- SOURCE DATA

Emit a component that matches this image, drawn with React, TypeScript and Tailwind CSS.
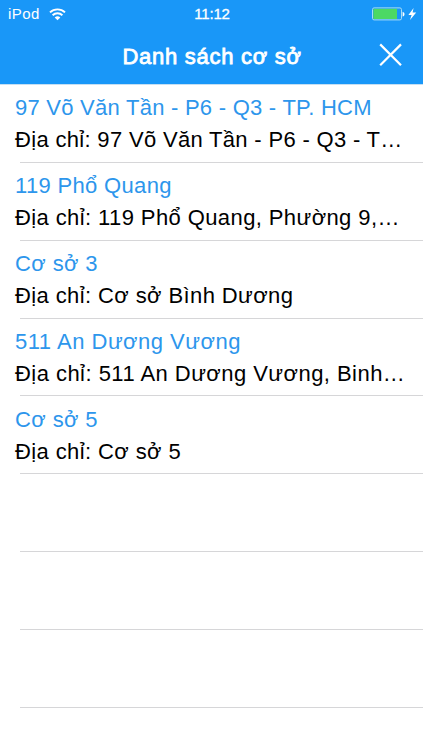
import React from "react";

type Branch = {
  name: string;
  address: string;
  nameClass: string;
  addressClass: string;
};

const branches: Branch[] = [
  {
    name: "97 Võ Văn Tần - P6 - Q3 - TP. HCM",
    address: "97 Võ Văn Tần - P6 - Q3 - T…",
    nameClass: "tracking-[0.25px]",
    addressClass: "tracking-[0.32px]",
  },
  {
    name: "119 Phổ Quang",
    address: "119 Phổ Quang, Phường 9,…",
    nameClass: "tracking-[0.33px]",
    addressClass: "tracking-[0.4px]",
  },
  {
    name: "Cơ sở 3",
    address: "Cơ sở Bình Dương",
    nameClass: "tracking-[0.4px]",
    addressClass: "tracking-[0.4px]",
  },
  {
    name: "511 An Dương Vương",
    address: "511 An Dương Vương, Binh…",
    nameClass: "tracking-[0.5px]",
    addressClass: "tracking-[0.46px]",
  },
  {
    name: "Cơ sở 5",
    address: "Cơ sở 5",
    nameClass: "tracking-[0.4px]",
    addressClass: "tracking-[0.4px]",
  },
];

const emptyRows = [1, 2, 3];

const StatusBar = () => {
  return (
    <div className="grid grid-cols-3 items-center h-7 pl-2 pr-[6px] text-[15px]">
      <div className="flex items-center gap-[9px]">
        <span className="leading-7 tracking-[0.4px]">iPod</span>
        <svg width="17" height="13" viewBox="0 0 17 13" fill="none">
          <path d="M1 4.4a10.8 10.8 0 0 1 15 0" stroke="white" strokeWidth="1.9" />
          <path d="M3.6 7.2a7 7 0 0 1 9.8 0" stroke="white" strokeWidth="1.9" />
          <path d="M8.5 12.2 5.7 9.6a4 4 0 0 1 5.6 0Z" fill="white" />
        </svg>
      </div>
      <span className="text-center leading-7 [-webkit-text-stroke:0.3px_white] pr-px -tracking-[0.2px]">
        11:12
      </span>
      <div className="flex items-center justify-end">
        <svg width="46" height="14" viewBox="0 0 46 14" fill="none">
          <rect x="1.5" y="0.9" width="29" height="12" rx="1.6" stroke="#a9dcf5" />
          <rect x="2.4" y="1.8" width="23.6" height="10.2" fill="#4cd964" />
          <path d="M31.6 4.8c1.3.4 1.9 1.2 1.9 2.4s-.6 2-1.9 2.4Z" fill="white" />
          <path d="M42.6 1 37.4 8h3.2L39 13l6.2-7.4h-3.6Z" fill="white" />
        </svg>
      </div>
    </div>
  );
};

const App = () => {
  return (
    <div className="w-full h-screen overflow-hidden bg-white font-['Liberation_Sans',Arial,sans-serif]">
      <header className="h-[85px] bg-[#1997f8] text-white border-b border-[#c5dff3]">
        <StatusBar />
        <div className="grid grid-cols-[50px_1fr_50px] items-center h-[53px] pr-[7px]">
          <h1 className="col-start-2 pl-[8px] pt-[3px] text-center text-[22px] whitespace-nowrap tracking-[0.72px] [-webkit-text-stroke:0.8px_white]">
            Danh sách cơ sở
          </h1>
          <button className="flex justify-center" aria-label="Đóng">
            <svg width="24" height="24" viewBox="0 0 24 24">
              <path d="M1.2 1.4 22 22.2M22 1.4 1.2 22.2" stroke="white" strokeWidth="2.2" />
            </svg>
          </button>
        </div>
      </header>
      <ul>
        {branches.map((branch) => (
          <li key={branch.name} className="h-[77.85px] pl-5">
            <div className="h-full pt-[7.2px] border-b border-[#d6d6d8] whitespace-nowrap text-[22px] leading-8">
              <p className={`-ml-[5px] text-[#2d96ec] ${branch.nameClass}`}>{branch.name}</p>
              <p className={`-ml-[5px] text-black ${branch.addressClass}`}>
                Địa chỉ: {branch.address}
              </p>
            </div>
          </li>
        ))}
        {emptyRows.map((row) => (
          <li key={row} className="h-[77.85px] pl-5">
            <div className="h-full border-b border-[#d6d6d8]" />
          </li>
        ))}
      </ul>
    </div>
  );
};

export default App;
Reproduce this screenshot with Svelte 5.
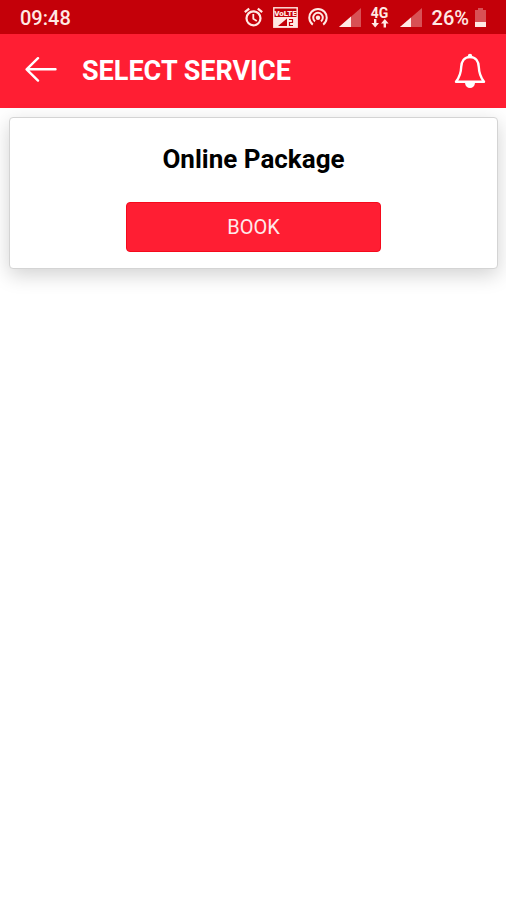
<script>
	let time = '09:48'
	let battery = 26
	let title = 'Select Service'

	let services = [
		{name: 'Online Package', action: 'Book'}
	]
</script>


<div class="status-bar">
	<span class="time">{time}</span>
	<div class="status-icons">
		<svg class="alarm" width="19" height="20" viewBox="0 0 19 20" fill="none" stroke="currentColor" aria-hidden="true">
			<circle cx="9.5" cy="11.3" r="7" stroke-width="2.2" />
			<path d="M0.8 5.2 L5.2 1.6 M18.2 5.2 L13.8 1.6" stroke-width="2.2" />
			<path d="M9.3 7 V11.8 L12.8 14" stroke-width="1.8" />
		</svg>
		<svg class="volte" width="25" height="21" viewBox="0 0 25 21" aria-hidden="true">
			<rect x="0.8" y="0.8" width="23.4" height="19.4" fill="none" stroke="currentColor" stroke-width="1.4" />
			<text x="12.5" y="8.8" text-anchor="middle">VoLTE</text>
			<rect x="1" y="10" width="23" height="10" fill="currentColor" />
			<path d="M5 19 L14 11.5 V19 Z" fill="#c40009" />
			<path d="M16 12.5 H19.5 V15.5 H16.5 V18.5 H20" fill="none" stroke="#c40009" stroke-width="1.2" />
		</svg>
		<svg class="hotspot" width="20" height="20" viewBox="0 0 20 20" fill="none" stroke="currentColor" stroke-width="2" aria-hidden="true">
			<path d="M4.8 17.6 A8.7 8.7 0 1 1 15.2 17.6" />
			<path d="M7 14.4 A4.8 4.8 0 1 1 13 14.4" />
			<circle cx="10" cy="10.8" r="2.2" fill="currentColor" stroke="none" />
		</svg>
		<svg class="signal" width="22" height="19" viewBox="0 0 22 19" fill="currentColor" aria-hidden="true">
			<path d="M0 19 L22 0 V19 Z" opacity="0.35" />
			<path d="M0 19 L12 8.6 V19 Z" />
		</svg>
		<div class="network">
			<span>4G</span>
			<svg width="18" height="9" viewBox="0 0 18 9" fill="currentColor" aria-hidden="true">
				<path d="M3 0 H5.4 V4 H8 L4.2 8.6 L0.4 4 H3 Z" />
				<path d="M12.6 8.6 H15 V4.6 H17.6 L13.8 0 L10 4.6 H12.6 Z" />
			</svg>
		</div>
		<svg class="signal" width="22" height="19" viewBox="0 0 22 19" fill="currentColor" aria-hidden="true">
			<path d="M0 19 L22 0 V19 Z" opacity="0.35" />
			<path d="M0 19 L11 9.5 V19 Z" />
		</svg>
		<span class="percent">{battery}%</span>
		<svg class="battery" width="11" height="19" viewBox="0 0 11 19" fill="currentColor" aria-hidden="true">
			<path d="M3 0 H8 V2 H11 V14 H0 V2 H3 Z" opacity="0.35" />
			<rect y="14" width="11" height="5" />
		</svg>
	</div>
</div>

<header>
	<button class="icon-btn" type="button" aria-label="Back">
		<svg width="32" height="28" viewBox="0 0 32 28" fill="none" stroke="currentColor" stroke-width="2.4" stroke-linecap="round" stroke-linejoin="round" aria-hidden="true">
			<path d="M30.5 12.3 H2 M13 1.2 L1.6 12.3 L13 23.6" />
		</svg>
	</button>
	<h1>{title}</h1>
	<button class="icon-btn" type="button" aria-label="Notifications">
		<svg width="32" height="36" viewBox="0 0 32 36" aria-hidden="true">
			<path d="M16 4 C10 4 7.4 8.8 7.2 14 C7 20.5 5.6 24 2 28.8 H30 C26.4 24 25 20.5 24.8 14 C24.6 8.8 22 4 16 4 Z" fill="none" stroke="currentColor" stroke-width="2.4" stroke-linejoin="round" />
			<circle cx="16" cy="3" r="2.2" fill="currentColor" />
			<path d="M11 30 H21 C20.6 33.2 18.6 35 16 35 C13.4 35 11.4 33.2 11 30 Z" fill="currentColor" />
		</svg>
	</button>
</header>

<main>
	{#each services as service}
		<section class="card">
			<h2>{service.name}</h2>
			<button class="book-btn" type="button">{service.action}</button>
		</section>
	{/each}
</main>

<style>
	:global(body){
		background: #fff;
		font-family: Roboto, "Liberation Sans", sans-serif;
	}
	.status-bar{
		display: flex;
		align-items: center;
		justify-content: space-between;
		height: 34px;
		padding: 0 20px;
		box-sizing: border-box;
		background: #c40009;
		color: #ffe9e4;
		font-size: 20px;
		font-weight: 500;
		line-height: 24px;
	}
	.time, .percent{
		padding-top: 2px;
	}
	.status-icons{
		display: flex;
		align-items: center;
	}
	.status-icons svg{
		display: block;
	}
	.volte, .hotspot{
		margin-left: 10px;
	}
	.volte text{
		fill: currentColor;
		font-size: 8px;
		font-weight: 900;
	}
	.signal{
		margin-left: 11px;
	}
	.network{
		display: flex;
		flex-direction: column;
		align-items: center;
		margin-left: 10px;
		font-size: 14px;
		font-weight: 700;
		line-height: 12px;
	}
	.percent{
		margin-left: 10px;
	}
	.battery{
		margin-left: 6px;
	}
	header{
		display: flex;
		align-items: center;
		height: 74px;
		padding: 0 20px 0 25px;
		box-sizing: border-box;
		background: #ff1e33;
		color: #fff;
	}
	h1{
		flex: 1;
		margin: 0 0 0 25px;
		font-size: 27px;
		font-weight: 700;
		line-height: 32px;
		text-transform: uppercase;
	}
	.icon-btn{
		padding: 0;
		border: 0;
		background: none;
		color: inherit;
		cursor: pointer;
	}
	.icon-btn svg{
		display: block;
	}
	main{
		padding: 9px 8px 40px 9px;
	}
	.card{
		display: flex;
		flex-direction: column;
		align-items: center;
		padding: 25px 16px 16px;
		border: 1px solid #d4d4d4;
		border-radius: 4px;
		background: #fff;
		box-shadow: 0 6px 20px rgba(0, 0, 0, 0.18);
	}
	h2{
		margin: 0 0 27px;
		color: #000;
		font-size: 26px;
		font-weight: 700;
		line-height: 32px;
	}
	.book-btn{
		width: 56%;
		height: 50px;
		border: 1px solid #f50a1c;
		border-radius: 4px;
		background: #ff1e33;
		color: #ffe9ea;
		font-family: inherit;
		font-size: 20px;
		text-transform: uppercase;
		cursor: pointer;
	}
</style>
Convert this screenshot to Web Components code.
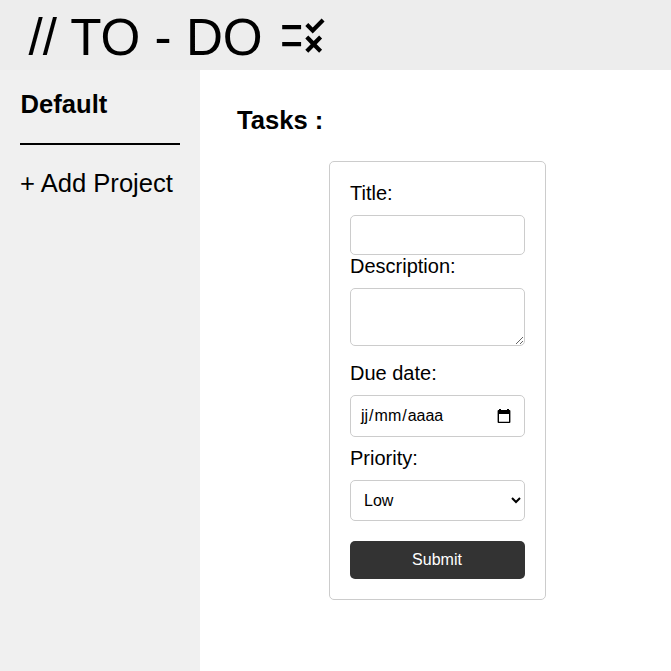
<!DOCTYPE html>
<html lang="en">
<head>
<meta charset="utf-8">
<title>To-Do</title>
<style>
html, body { margin: 0; height: 100%; }
body { font-family: "Liberation Sans", Arial, sans-serif; color: #000; background: #fff; overflow: hidden; }
</style>
</head>
<body>
<todo-app></todo-app>
<script>
const define = (name, html) => {
  const template = document.createElement('template');
  template.innerHTML = html;
  customElements.define(name, class extends HTMLElement {
    constructor() {
      super();
      this.attachShadow({ mode: 'open' }).append(template.content.cloneNode(true));
    }
  });
};

define('rule-icon', `
<style>:host{display:block;width:50.4px;height:51.2px}svg{display:block;width:100%;height:100%}</style>
<svg viewBox="0 0 24 24" preserveAspectRatio="none"><path d="M16.54 11 13 7.46l1.41-1.41 2.12 2.12 4.24-4.24 1.41 1.41L16.54 11zM11 7H2v2h9V7zm10 6.41L19.59 12 17 14.59 14.41 12 13 13.41 15.59 16 13 18.59 14.41 20 17 17.41 19.59 20 21 18.59 18.41 16 21 13.41zM11 15H2v2h9v-2z"/></svg>`);

define('app-header', `
<style>
:host{display:flex;height:70px;box-sizing:border-box;padding-left:28.5px;background:#ededed;align-items:center}
.title{font-size:51.2px;line-height:58px;white-space:pre;padding-top:6px;width:249px}
rule-icon{padding-top:1px}
</style>
<div class="title"><slot></slot></div><rule-icon></rule-icon>`);

define('project-sidebar', `
<style>
:host{display:block;box-sizing:border-box;width:200px;padding:20px;background:#f0f0f0;font-size:25.6px;line-height:29px}
.current{font-weight:bold;height:53px;border-bottom:2px solid #000;text-indent:.6px}
.add{padding-top:24px;white-space:nowrap}
</style>
<div class="current"><slot></slot></div><div class="add"><slot name="add"></slot></div>`);

define('form-field', `
<style>
:host{display:block}
.label{font-size:20px;line-height:23px;padding-bottom:10px;white-space:nowrap}
</style>
<div class="label"><slot name="label"></slot></div><slot></slot>`);

define('date-box', `
<style>
:host{display:flex;box-sizing:border-box;height:42px;padding:0 13px 0 9px;border:1px solid #ccc;border-radius:5px;align-items:center;justify-content:space-between;font-size:16px}
.parts{display:flex}
.parts span{padding:0 1px}.parts .sep{padding:0}
svg{display:block;width:14px;height:15px}
</style>
<div class="parts"><span class="day">jj</span><span class="sep">/</span><span>mm</span><span class="sep">/</span><span>aaaa</span></div>
<svg viewBox="0 0 14 15"><path fill-rule="evenodd" d="M2 0h2v1h6V0h2v1h.5q.9 0 .9.9v11.2q0 .9-.9.9h-11q-.9 0-.9-.9V1.9q0-.9.9-.9H2zM2 5v7.8h10V5z"/></svg>`);

define('task-form', `
<style>
:host{display:flex;flex-direction:column;box-sizing:border-box;width:217px;height:439px;padding:20px;border:1px solid #ccc;border-radius:5px}
input,textarea,select,button{display:block;box-sizing:border-box;width:100%;margin:0;font:16px "Liberation Sans",Arial,sans-serif;border:1px solid #ccc;border-radius:5px;background:#fff;color:#000;outline:none}
input{height:40px;padding:10px}
textarea{height:58px;padding:10px;resize:vertical}
select{height:41px;padding:10px 10px 10px 9px}
button{height:38px;margin-top:20px;border:0;padding:0 7px 0 6px;background:#333;color:#fff}
.due{margin-top:16px}.priority{margin-top:10px}
</style>
<form-field><span slot="label">Title:</span><input type="text"></form-field>
<form-field><span slot="label">Description:</span><textarea></textarea></form-field>
<form-field class="due"><span slot="label">Due date:</span><date-box></date-box></form-field>
<form-field class="priority"><span slot="label">Priority:</span><select><option>Low</option><option>Medium</option><option>High</option></select></form-field>
<button type="button">Submit</button>`);

define('task-panel', `
<style>
:host{display:block;box-sizing:border-box;padding:36px 37px 0}
h2{margin:0 0 26px;font-size:25.6px;line-height:29px}
task-form{margin:0 auto 0 92px}
</style>
<h2>Tasks :</h2><task-form></task-form>`);

define('todo-app', `
<style>
:host{display:grid;grid-template:70px 1fr / 200px 1fr;height:100vh}
app-header{grid-column:1 / -1}
</style>
<app-header>// TO - DO</app-header>
<project-sidebar>Default<span slot="add">+ Add Project</span></project-sidebar>
<task-panel></task-panel>`);
</script>
</body>
</html>
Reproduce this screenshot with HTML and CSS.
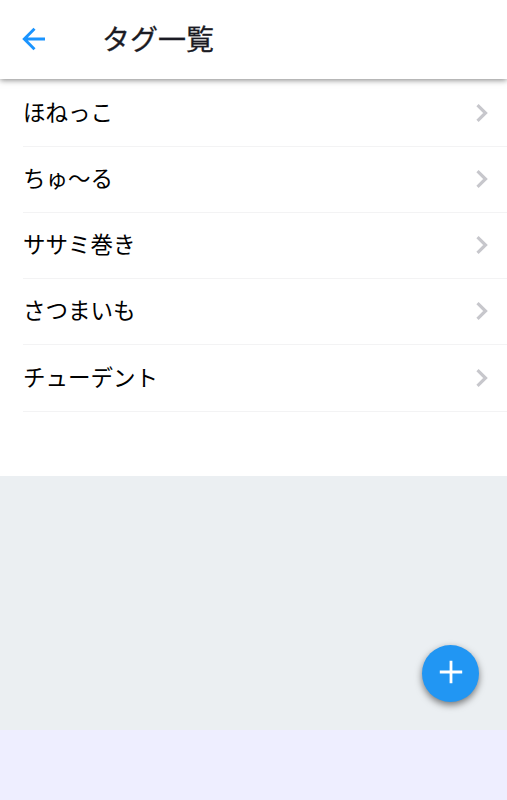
FILE: index.html
```html
<!DOCTYPE html>
<html lang="ja">
<head>
<meta charset="utf-8">
<title>タグ一覧</title>
<link rel="stylesheet" href="styles.css">
</head>
<body>
<header class="bar">
  <svg class="back" viewBox="0 0 24 24" width="24" height="24"><path d="M23 12H2.5M12.5 1.8L2.3 12l10.2 10.2"/></svg>
  <h1 class="title">タグ一覧</h1>
</header>
<main class="content">
  <ul class="list">
    <li class="row"><span class="label">ほねっこ</span><svg class="chevron" viewBox="0 0 12 18"><path d="M1.5 1.2L9.5 9l-8 7.8"/></svg></li>
    <li class="row"><span class="label">ちゅ〜る</span><svg class="chevron" viewBox="0 0 12 18"><path d="M1.5 1.2L9.5 9l-8 7.8"/></svg></li>
    <li class="row"><span class="label">ササミ巻き</span><svg class="chevron" viewBox="0 0 12 18"><path d="M1.5 1.2L9.5 9l-8 7.8"/></svg></li>
    <li class="row"><span class="label">さつまいも</span><svg class="chevron" viewBox="0 0 12 18"><path d="M1.5 1.2L9.5 9l-8 7.8"/></svg></li>
    <li class="row"><span class="label">チューデント</span><svg class="chevron" viewBox="0 0 12 18"><path d="M1.5 1.2L9.5 9l-8 7.8"/></svg></li>
  </ul>
</main>
<footer class="footer"></footer>
<button class="fab" aria-label="追加"><svg viewBox="0 0 24 24" width="24" height="24"><path d="M12 .8v22.4M.8 12h22.4"/></svg></button>
</body>
</html>
```
FILE: styles.css
```css
* { box-sizing: border-box; }
body {
  margin: 0;
  height: 800px;
  display: flex;
  flex-direction: column;
  background: #ebeff2;
  color: #000;
  font-family: "Noto Sans CJK JP", sans-serif;
}
.bar {
  height: 79px;
  flex: none;
  display: flex;
  align-items: center;
  padding-left: 22px;
  background: #fff;
  box-shadow: 0 1px 6px rgba(0, 0, 0, .5);
  z-index: 1;
}
.back { margin-bottom: 1px; fill: none; stroke: #1a94ff; stroke-width: 2.9; }
.title {
  margin: 0 0 4px 56px;
  font-size: 28px;
  font-weight: 400;
  line-height: 40px;
  color: #1b1b24;
  -webkit-text-stroke: .3px #1b1b24;
}
.content { flex: 1; }
.list {
  margin: 0;
  padding: 2px 0 0 23px;
  height: 397px;
  list-style: none;
  background: #fff;
}
.row {
  height: 66px;
  display: flex;
  align-items: center;
  justify-content: space-between;
  padding-right: 19px;
  border-bottom: 1px solid #f3f3f4;
}
.row:last-child { height: 67px; }
.label { margin-bottom: 5px; font-size: 22.5px; line-height: 32px; }
.chevron { width: 12px; height: 18px; margin-bottom: 1px; fill: none; stroke: #c7c7cc; stroke-width: 3.2; }
.footer { height: 70px; flex: none; background: #eeeeff; }
.fab {
  position: absolute;
  left: 422px;
  top: 645px;
  width: 57px;
  height: 57px;
  padding: 0 0 3px;
  display: grid;
  place-items: center;
  border: 0;
  border-radius: 50%;
  background: #2196f3;
  box-shadow: 0 3px 7px rgba(0, 0, 0, .5);
  z-index: 2;
}
.fab svg { fill: none; stroke: #fff; stroke-width: 2.8; }
```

- WORK TO BE COMPLETED
Word for word, give again the lines from the first entry to the line with "const emptyRows = [1, 2, 3];", inclusive. Exclude the pictures.

- THE RESULT
Emit a component that matches this image, drawn with React, TypeScript and Tailwind CSS.
import React from "react";

type Branch = {
  name: string;
  address: string;
  nameClass: string;
  addressClass: string;
};

const branches: Branch[] = [
  {
    name: "97 Võ Văn Tần - P6 - Q3 - TP. HCM",
    address: "97 Võ Văn Tần - P6 - Q3 - T…",
    nameClass: "tracking-[0.25px]",
    addressClass: "tracking-[0.32px]",
  },
  {
    name: "119 Phổ Quang",
    address: "119 Phổ Quang, Phường 9,…",
    nameClass: "tracking-[0.33px]",
    addressClass: "tracking-[0.4px]",
  },
  {
    name: "Cơ sở 3",
    address: "Cơ sở Bình Dương",
    nameClass: "tracking-[0.4px]",
    addressClass: "tracking-[0.4px]",
  },
  {
    name: "511 An Dương Vương",
    address: "511 An Dương Vương, Binh…",
    nameClass: "tracking-[0.5px]",
    addressClass: "tracking-[0.46px]",
  },
  {
    name: "Cơ sở 5",
    address: "Cơ sở 5",
    nameClass: "tracking-[0.4px]",
    addressClass: "tracking-[0.4px]",
  },
];

const emptyRows = [1, 2, 3];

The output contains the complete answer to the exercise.